- _Task objective_: Identify and pull out each line of the entries in which "component" occurs.

[Rows from a dataset of pages and code]
:::::
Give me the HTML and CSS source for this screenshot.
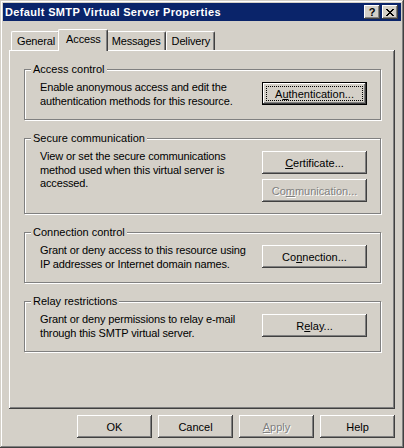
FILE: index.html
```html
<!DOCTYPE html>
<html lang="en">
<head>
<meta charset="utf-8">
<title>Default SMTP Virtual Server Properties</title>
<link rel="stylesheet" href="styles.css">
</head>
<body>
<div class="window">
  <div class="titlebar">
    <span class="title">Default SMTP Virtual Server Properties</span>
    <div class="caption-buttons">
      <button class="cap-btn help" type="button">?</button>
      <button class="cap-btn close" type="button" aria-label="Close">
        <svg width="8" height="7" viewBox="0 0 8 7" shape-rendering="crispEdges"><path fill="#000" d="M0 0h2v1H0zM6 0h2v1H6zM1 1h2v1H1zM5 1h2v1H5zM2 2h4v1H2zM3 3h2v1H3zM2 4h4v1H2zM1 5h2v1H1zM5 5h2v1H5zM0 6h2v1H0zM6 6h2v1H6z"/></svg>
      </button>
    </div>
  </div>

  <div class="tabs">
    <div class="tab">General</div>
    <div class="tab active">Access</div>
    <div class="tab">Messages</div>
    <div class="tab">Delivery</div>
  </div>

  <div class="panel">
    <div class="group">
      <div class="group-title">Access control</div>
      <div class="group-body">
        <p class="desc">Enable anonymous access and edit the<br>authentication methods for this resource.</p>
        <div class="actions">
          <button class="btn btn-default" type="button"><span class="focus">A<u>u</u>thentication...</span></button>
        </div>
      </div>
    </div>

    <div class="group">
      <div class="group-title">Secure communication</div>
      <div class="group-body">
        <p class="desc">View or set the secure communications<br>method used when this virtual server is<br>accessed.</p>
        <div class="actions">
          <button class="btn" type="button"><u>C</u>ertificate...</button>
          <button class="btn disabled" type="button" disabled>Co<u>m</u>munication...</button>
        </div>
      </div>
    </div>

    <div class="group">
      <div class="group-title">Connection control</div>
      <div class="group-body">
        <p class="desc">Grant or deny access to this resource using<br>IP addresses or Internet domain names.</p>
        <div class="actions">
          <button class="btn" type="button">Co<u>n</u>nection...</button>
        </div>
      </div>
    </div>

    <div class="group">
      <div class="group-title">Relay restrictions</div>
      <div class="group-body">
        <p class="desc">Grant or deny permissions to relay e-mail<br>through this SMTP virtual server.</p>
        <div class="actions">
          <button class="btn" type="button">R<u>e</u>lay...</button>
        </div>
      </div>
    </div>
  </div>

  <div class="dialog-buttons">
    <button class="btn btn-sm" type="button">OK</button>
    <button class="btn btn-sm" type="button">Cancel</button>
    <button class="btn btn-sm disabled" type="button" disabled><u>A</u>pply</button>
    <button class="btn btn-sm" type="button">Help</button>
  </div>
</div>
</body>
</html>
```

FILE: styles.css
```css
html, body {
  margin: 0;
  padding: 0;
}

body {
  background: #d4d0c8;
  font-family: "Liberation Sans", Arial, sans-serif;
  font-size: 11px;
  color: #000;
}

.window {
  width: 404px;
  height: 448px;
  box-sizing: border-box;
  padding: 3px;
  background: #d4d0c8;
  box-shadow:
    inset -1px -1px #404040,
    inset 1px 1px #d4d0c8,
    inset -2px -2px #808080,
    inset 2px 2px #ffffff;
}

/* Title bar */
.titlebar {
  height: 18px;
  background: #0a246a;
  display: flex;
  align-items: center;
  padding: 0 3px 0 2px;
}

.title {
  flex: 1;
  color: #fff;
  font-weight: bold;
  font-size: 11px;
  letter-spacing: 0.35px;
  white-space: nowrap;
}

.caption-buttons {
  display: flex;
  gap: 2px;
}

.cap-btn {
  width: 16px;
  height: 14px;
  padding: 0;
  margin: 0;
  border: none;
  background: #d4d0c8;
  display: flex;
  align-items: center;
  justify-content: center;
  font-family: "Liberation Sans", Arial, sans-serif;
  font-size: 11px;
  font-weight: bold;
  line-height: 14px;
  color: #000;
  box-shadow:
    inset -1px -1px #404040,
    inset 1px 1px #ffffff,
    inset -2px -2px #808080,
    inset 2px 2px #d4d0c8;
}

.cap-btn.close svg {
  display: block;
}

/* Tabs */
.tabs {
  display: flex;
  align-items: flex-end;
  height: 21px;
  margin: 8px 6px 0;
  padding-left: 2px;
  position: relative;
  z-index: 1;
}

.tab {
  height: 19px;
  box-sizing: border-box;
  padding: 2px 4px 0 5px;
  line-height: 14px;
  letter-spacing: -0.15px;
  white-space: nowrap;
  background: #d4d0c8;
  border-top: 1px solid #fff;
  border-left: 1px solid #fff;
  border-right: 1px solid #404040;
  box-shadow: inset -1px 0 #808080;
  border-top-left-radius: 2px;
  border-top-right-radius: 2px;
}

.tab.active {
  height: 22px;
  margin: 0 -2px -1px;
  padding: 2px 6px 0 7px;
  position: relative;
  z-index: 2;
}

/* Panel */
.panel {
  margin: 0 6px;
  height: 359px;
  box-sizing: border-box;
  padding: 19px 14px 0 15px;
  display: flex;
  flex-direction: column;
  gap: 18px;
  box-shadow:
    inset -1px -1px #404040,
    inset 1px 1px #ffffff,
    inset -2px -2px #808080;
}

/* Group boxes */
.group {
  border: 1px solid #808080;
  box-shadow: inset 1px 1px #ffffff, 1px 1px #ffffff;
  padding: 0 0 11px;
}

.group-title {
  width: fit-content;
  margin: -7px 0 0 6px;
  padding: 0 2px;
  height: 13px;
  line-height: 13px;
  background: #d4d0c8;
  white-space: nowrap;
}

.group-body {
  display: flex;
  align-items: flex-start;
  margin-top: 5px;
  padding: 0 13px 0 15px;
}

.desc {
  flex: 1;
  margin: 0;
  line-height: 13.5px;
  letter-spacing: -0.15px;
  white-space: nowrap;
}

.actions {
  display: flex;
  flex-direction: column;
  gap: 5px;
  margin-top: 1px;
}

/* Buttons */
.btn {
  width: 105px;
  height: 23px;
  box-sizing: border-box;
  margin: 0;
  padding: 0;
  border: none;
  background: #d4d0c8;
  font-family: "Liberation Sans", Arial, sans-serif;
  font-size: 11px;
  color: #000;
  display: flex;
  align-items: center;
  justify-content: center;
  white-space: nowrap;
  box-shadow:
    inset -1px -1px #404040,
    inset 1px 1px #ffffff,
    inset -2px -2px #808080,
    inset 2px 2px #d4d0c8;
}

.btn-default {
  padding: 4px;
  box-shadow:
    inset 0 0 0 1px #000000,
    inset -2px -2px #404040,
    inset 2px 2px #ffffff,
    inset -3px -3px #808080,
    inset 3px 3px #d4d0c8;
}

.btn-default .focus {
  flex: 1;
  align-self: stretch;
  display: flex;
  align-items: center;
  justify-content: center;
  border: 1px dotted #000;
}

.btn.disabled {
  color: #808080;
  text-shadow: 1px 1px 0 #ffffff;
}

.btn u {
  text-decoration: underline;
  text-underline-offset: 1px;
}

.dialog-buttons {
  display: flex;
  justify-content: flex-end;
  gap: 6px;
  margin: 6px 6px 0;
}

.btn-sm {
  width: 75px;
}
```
:::::
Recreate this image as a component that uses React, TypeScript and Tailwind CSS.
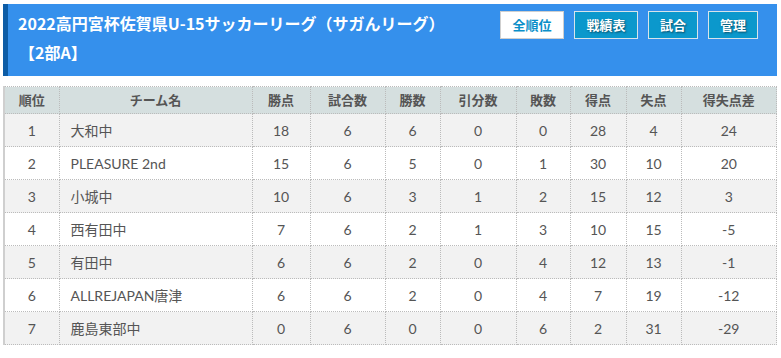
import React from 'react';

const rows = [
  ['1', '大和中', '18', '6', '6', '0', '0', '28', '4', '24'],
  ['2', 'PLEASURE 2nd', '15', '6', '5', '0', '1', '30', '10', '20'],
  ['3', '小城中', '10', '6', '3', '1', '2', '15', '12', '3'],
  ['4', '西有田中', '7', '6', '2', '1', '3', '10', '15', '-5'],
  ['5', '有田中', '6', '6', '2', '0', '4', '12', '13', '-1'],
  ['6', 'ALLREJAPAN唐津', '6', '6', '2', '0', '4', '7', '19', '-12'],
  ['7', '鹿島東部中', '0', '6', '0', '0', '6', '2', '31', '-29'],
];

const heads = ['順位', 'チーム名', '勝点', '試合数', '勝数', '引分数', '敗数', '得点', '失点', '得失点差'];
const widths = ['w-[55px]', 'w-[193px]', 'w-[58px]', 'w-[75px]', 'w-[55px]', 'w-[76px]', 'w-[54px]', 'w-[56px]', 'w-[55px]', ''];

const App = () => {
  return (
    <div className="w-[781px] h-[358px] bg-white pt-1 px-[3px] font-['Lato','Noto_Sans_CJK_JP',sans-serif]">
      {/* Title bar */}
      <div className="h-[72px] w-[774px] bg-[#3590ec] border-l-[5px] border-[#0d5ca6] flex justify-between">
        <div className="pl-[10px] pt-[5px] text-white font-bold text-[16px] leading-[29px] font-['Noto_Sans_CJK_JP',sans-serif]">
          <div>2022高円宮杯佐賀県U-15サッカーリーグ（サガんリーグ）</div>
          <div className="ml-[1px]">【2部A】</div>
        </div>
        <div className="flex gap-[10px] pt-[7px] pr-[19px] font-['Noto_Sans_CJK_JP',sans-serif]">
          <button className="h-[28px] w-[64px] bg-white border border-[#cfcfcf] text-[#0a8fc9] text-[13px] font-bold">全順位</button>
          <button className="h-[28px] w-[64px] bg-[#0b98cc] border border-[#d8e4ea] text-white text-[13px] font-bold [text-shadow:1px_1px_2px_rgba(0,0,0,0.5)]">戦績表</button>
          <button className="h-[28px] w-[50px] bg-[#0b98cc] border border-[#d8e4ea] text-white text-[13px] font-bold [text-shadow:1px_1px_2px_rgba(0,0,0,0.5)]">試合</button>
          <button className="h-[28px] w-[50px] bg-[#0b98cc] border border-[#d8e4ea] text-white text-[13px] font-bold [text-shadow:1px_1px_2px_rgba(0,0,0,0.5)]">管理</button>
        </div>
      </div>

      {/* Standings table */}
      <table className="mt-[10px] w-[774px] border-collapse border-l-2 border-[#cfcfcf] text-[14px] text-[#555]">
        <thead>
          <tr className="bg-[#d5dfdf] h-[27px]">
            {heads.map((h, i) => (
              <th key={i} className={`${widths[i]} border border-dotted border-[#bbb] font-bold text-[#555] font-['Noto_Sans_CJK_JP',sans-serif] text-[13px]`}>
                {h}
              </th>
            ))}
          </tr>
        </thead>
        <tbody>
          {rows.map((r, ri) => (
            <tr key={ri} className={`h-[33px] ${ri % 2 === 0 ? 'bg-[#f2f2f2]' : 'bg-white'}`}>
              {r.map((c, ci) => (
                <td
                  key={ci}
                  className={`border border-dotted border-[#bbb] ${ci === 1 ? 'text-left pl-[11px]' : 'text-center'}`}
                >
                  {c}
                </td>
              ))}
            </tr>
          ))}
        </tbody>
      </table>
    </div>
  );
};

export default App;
:::::
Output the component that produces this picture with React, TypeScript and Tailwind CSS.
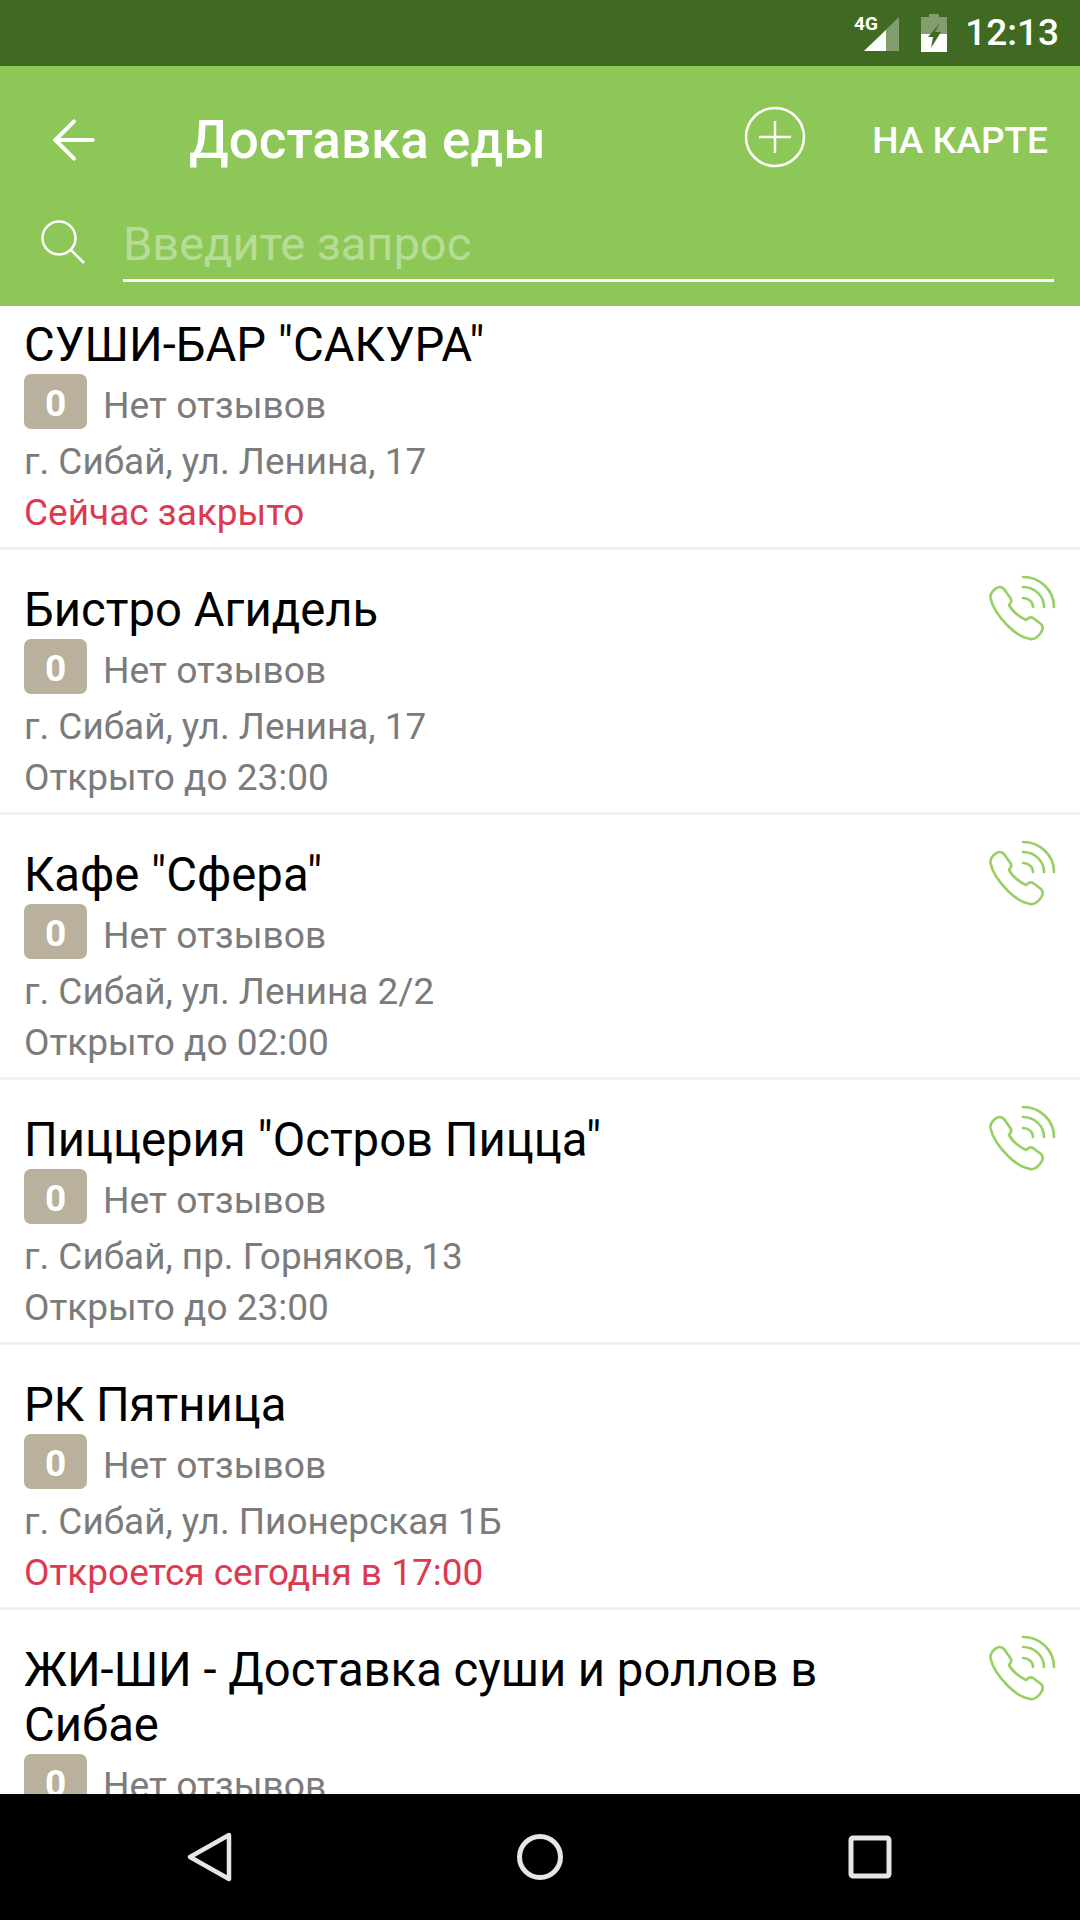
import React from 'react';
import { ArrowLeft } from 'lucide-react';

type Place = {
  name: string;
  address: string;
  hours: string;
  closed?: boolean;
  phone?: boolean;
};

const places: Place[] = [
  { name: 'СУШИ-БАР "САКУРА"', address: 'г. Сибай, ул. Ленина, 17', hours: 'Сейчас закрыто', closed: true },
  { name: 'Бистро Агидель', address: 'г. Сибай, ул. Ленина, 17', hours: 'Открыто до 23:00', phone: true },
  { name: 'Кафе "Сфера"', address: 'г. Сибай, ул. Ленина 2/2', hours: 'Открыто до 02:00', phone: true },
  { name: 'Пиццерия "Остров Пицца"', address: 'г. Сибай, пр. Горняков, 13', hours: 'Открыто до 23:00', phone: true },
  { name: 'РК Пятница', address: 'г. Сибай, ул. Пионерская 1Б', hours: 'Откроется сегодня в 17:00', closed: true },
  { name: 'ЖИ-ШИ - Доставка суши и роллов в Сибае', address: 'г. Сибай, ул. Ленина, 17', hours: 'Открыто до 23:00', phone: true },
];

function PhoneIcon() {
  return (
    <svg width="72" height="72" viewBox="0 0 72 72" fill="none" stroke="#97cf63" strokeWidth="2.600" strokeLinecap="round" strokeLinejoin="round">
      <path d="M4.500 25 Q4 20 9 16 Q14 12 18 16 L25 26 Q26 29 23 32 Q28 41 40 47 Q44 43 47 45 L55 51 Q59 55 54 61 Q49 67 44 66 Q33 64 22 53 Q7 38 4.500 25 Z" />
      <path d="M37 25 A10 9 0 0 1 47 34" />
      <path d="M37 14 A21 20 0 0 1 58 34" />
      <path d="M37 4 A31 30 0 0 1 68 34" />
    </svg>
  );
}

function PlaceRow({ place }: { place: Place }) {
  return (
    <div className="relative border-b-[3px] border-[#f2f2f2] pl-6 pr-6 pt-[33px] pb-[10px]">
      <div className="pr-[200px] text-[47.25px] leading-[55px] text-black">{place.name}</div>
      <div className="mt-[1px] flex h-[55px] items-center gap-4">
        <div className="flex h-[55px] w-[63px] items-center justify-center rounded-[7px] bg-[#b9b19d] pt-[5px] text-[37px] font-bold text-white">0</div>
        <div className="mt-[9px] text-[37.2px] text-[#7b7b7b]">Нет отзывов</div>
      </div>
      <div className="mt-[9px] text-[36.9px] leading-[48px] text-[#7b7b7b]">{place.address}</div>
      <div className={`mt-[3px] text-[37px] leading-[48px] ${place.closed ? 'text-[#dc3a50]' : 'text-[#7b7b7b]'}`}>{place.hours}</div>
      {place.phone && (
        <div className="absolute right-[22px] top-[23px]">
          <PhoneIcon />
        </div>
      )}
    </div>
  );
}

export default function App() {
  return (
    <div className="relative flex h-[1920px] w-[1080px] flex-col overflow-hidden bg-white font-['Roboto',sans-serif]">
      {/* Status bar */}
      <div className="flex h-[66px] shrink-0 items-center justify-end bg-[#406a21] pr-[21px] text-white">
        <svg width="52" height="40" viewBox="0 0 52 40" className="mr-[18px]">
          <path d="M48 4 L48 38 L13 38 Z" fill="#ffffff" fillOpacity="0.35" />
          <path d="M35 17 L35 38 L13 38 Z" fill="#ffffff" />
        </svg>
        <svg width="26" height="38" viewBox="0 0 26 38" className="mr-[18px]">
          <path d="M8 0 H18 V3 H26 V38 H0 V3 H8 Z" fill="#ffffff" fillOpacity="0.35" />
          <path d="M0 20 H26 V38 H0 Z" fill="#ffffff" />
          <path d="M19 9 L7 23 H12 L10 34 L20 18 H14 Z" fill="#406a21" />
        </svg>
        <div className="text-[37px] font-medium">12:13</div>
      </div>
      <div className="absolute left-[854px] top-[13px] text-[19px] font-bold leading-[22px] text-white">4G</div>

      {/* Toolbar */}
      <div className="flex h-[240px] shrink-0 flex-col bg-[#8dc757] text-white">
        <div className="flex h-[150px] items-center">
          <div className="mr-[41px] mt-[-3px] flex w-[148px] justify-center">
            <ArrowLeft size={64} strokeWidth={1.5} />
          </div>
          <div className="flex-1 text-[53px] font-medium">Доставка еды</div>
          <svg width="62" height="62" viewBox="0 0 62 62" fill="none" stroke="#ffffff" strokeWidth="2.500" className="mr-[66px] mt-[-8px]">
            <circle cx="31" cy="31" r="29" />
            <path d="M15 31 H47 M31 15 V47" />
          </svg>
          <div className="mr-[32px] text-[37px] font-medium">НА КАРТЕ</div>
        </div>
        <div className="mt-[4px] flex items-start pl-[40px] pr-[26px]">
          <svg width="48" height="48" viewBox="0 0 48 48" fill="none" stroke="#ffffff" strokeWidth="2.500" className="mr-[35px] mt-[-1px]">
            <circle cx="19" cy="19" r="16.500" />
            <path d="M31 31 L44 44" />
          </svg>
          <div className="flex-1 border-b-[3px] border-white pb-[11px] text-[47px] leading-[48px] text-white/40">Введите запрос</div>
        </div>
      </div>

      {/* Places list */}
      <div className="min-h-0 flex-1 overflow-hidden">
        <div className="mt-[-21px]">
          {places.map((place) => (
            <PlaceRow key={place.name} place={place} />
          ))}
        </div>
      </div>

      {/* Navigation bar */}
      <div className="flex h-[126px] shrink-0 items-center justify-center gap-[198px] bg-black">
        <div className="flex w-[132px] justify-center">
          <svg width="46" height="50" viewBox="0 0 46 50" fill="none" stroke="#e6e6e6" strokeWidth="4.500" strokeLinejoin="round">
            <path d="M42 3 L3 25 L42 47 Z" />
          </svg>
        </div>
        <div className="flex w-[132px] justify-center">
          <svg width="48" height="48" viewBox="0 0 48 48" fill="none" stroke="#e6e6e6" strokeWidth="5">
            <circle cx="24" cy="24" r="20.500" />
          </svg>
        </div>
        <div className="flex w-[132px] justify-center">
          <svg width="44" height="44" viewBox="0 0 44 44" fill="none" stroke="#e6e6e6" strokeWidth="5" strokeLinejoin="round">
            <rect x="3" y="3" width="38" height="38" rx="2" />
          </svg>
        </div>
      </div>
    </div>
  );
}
:::::
- _Right answer_:
Recreate this image as a component that uses React, TypeScript and Tailwind CSS.
Output the component that produces this picture with React, TypeScript and Tailwind CSS.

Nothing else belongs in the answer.